(Lines of data)
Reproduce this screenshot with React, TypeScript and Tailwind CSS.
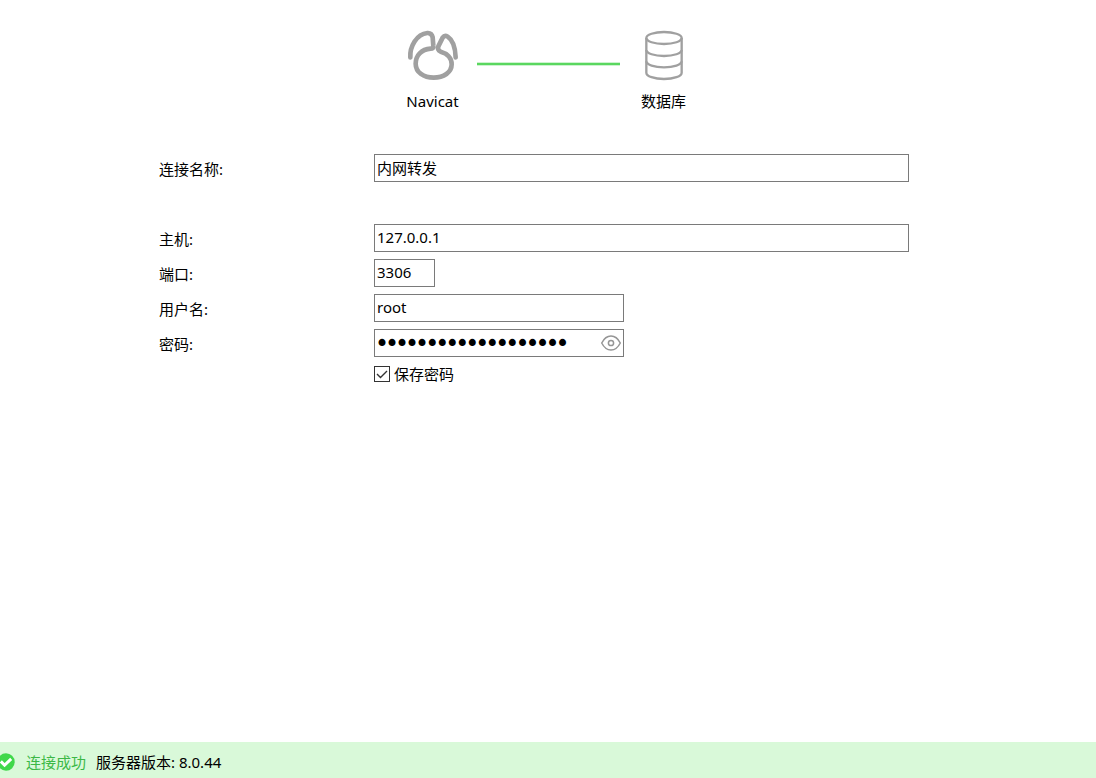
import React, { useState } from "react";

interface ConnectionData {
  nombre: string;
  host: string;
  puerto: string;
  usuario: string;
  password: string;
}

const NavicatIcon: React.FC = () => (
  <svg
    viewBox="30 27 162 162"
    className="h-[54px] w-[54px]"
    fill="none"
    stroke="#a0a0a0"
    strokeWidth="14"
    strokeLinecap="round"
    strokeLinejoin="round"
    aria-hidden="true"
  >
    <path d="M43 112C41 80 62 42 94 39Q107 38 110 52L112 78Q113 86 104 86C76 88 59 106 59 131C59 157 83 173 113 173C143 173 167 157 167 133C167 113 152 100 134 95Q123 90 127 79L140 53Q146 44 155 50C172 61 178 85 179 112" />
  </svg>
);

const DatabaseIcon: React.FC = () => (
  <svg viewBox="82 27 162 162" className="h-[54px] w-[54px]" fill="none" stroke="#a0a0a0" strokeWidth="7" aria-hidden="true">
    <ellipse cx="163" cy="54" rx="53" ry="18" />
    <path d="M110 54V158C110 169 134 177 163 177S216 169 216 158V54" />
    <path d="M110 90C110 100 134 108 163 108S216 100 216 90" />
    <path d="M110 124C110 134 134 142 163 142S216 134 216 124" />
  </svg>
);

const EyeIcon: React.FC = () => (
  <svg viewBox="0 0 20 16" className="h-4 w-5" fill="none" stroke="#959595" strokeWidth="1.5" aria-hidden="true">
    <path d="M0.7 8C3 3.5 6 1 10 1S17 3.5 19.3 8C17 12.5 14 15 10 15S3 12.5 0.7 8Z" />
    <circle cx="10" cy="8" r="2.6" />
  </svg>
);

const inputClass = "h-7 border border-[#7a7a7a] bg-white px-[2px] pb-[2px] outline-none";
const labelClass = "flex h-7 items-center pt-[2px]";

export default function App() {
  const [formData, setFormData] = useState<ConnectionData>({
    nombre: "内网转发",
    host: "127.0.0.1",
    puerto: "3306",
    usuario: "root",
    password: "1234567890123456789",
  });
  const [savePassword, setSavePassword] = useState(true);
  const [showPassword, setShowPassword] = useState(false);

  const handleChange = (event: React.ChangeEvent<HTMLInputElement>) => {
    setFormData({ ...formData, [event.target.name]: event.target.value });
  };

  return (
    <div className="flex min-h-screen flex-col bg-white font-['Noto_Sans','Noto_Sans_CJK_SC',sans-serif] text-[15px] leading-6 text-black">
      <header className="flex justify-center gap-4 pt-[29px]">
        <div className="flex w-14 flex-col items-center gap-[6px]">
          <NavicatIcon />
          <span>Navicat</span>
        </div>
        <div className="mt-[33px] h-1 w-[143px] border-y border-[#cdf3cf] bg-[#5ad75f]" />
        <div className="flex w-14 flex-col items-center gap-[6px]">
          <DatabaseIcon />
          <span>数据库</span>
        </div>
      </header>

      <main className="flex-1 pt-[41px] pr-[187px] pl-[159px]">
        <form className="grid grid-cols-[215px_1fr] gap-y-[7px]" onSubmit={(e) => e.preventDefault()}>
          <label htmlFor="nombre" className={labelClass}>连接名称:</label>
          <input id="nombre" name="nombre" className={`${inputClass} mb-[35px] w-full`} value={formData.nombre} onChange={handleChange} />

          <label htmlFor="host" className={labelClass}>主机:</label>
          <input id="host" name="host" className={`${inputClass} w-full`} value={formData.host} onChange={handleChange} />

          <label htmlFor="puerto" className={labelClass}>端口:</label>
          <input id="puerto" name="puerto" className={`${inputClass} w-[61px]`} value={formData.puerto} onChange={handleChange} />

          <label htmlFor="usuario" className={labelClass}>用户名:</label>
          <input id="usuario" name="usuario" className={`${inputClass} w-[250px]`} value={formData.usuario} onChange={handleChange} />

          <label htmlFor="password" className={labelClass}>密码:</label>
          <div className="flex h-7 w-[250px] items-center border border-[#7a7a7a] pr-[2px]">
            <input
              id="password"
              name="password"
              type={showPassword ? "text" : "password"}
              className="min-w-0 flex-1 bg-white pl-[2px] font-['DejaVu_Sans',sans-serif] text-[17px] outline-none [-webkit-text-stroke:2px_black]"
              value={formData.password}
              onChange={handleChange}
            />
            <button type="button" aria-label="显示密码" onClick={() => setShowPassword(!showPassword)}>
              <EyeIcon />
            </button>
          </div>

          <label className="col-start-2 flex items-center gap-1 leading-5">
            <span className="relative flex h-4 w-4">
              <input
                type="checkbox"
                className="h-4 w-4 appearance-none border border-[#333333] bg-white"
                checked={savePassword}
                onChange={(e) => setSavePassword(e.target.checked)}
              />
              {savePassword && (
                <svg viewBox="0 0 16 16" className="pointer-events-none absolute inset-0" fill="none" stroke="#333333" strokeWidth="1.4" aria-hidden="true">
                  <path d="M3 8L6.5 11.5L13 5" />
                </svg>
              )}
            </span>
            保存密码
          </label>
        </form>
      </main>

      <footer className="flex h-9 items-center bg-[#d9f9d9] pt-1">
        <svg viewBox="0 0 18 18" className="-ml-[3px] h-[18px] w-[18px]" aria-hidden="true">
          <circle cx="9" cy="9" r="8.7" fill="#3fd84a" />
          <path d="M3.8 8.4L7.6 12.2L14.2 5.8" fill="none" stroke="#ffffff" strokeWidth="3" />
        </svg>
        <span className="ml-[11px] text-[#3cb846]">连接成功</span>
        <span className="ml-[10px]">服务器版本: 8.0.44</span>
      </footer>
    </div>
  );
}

* * *

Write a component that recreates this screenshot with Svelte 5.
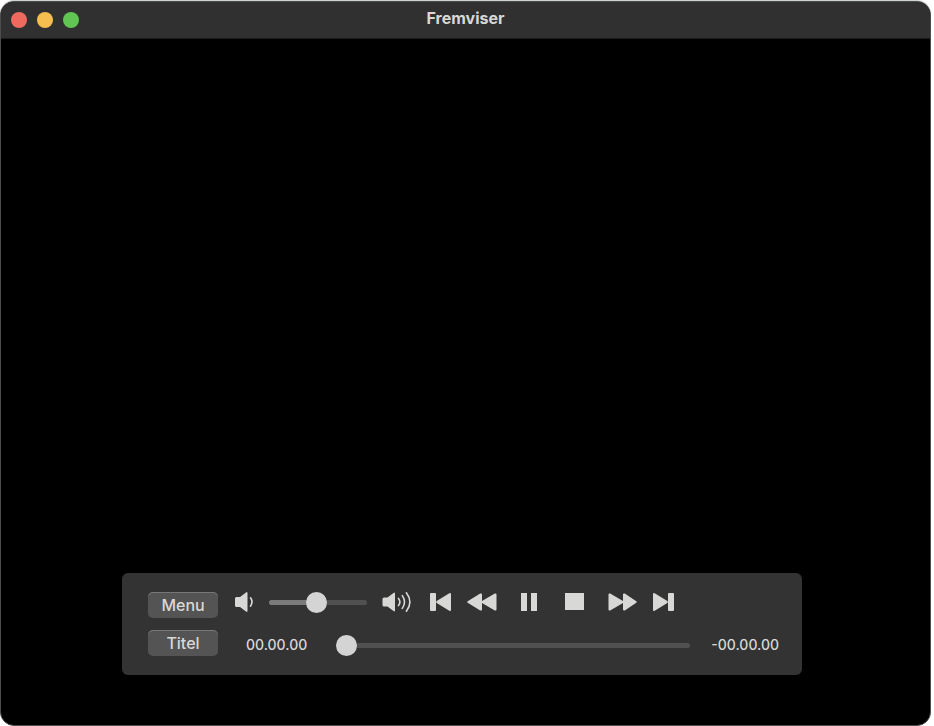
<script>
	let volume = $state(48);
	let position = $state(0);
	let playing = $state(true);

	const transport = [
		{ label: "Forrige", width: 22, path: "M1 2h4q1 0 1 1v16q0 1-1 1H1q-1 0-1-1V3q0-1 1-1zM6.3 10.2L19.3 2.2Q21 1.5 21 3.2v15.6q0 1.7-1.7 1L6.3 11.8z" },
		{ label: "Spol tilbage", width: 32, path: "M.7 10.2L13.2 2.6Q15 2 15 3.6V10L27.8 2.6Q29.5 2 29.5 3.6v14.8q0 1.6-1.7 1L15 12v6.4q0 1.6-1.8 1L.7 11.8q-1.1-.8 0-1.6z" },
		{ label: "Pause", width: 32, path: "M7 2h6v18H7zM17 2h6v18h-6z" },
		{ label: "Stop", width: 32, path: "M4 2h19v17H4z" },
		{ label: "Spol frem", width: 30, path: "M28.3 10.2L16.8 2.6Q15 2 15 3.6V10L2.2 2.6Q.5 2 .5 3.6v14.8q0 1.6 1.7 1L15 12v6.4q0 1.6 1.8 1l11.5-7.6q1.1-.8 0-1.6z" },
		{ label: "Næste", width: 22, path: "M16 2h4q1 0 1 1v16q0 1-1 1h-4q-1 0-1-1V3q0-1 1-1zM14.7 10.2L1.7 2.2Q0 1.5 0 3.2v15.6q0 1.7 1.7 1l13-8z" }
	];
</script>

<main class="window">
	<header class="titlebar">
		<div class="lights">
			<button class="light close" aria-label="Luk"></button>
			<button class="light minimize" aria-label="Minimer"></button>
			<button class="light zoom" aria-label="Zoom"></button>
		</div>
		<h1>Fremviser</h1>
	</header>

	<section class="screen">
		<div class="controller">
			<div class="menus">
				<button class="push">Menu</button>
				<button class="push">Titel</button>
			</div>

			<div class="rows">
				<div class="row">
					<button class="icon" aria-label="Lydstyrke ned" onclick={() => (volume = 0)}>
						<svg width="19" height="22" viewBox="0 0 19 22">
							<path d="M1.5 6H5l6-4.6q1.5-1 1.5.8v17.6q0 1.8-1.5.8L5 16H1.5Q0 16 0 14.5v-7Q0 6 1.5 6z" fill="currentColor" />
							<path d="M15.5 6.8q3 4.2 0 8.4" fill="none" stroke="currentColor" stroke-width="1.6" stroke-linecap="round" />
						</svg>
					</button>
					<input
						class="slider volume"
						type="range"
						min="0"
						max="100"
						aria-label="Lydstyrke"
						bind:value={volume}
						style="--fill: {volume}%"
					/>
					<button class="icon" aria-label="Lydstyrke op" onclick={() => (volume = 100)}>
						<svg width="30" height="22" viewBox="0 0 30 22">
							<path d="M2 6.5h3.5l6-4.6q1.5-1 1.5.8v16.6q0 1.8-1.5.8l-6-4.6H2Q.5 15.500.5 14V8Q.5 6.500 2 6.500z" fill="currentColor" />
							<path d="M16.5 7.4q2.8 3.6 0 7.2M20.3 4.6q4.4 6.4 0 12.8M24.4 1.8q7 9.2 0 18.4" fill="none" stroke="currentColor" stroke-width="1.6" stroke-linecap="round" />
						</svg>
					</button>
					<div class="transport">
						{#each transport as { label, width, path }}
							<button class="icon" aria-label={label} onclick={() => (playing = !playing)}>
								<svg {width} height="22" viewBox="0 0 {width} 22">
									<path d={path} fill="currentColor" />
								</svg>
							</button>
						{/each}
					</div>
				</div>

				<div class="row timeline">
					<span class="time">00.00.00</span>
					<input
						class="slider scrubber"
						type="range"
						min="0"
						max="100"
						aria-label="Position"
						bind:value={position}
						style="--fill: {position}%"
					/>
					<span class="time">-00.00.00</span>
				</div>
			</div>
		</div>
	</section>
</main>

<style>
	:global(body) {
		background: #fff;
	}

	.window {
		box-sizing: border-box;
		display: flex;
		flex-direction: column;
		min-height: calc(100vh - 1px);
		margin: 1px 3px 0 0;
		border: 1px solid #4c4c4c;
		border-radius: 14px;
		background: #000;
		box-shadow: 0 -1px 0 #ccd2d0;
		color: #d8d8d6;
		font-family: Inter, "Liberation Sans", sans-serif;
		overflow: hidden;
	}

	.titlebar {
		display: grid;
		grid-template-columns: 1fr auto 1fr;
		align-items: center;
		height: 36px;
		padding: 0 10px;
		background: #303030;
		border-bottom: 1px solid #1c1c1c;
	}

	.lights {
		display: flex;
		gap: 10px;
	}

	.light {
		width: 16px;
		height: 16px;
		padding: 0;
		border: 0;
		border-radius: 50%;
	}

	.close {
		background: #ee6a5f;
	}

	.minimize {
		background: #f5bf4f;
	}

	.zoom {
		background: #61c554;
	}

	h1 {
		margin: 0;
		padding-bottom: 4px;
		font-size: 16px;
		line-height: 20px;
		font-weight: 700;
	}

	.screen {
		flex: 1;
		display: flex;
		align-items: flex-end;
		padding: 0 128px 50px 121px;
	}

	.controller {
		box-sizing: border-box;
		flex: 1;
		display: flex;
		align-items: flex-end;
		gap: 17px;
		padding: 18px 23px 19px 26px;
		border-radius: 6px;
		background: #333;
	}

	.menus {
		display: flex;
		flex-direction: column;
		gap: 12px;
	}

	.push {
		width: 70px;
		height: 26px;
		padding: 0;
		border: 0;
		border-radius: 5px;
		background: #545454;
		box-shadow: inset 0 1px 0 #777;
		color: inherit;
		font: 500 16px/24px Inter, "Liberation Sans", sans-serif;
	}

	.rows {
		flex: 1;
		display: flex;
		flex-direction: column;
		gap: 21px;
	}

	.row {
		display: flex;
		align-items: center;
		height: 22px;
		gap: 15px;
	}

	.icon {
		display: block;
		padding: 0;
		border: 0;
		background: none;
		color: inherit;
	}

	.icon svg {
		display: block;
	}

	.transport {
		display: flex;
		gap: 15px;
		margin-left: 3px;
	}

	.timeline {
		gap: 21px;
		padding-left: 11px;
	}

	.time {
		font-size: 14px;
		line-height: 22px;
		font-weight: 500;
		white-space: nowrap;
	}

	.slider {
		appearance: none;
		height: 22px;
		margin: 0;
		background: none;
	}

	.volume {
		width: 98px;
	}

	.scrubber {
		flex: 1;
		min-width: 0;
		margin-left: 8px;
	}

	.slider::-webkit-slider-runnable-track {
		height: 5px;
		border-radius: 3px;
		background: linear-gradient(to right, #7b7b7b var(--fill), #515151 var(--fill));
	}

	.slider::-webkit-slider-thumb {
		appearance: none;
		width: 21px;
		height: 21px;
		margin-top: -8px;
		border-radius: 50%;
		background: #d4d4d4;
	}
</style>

■ Task objective: Which lines include "screenshot"? Copy each of them out.

■ Exercise solution:
Reproduce this screenshot with React, TypeScript and Tailwind CSS.
Write a component that recreates this screenshot with Svelte 5.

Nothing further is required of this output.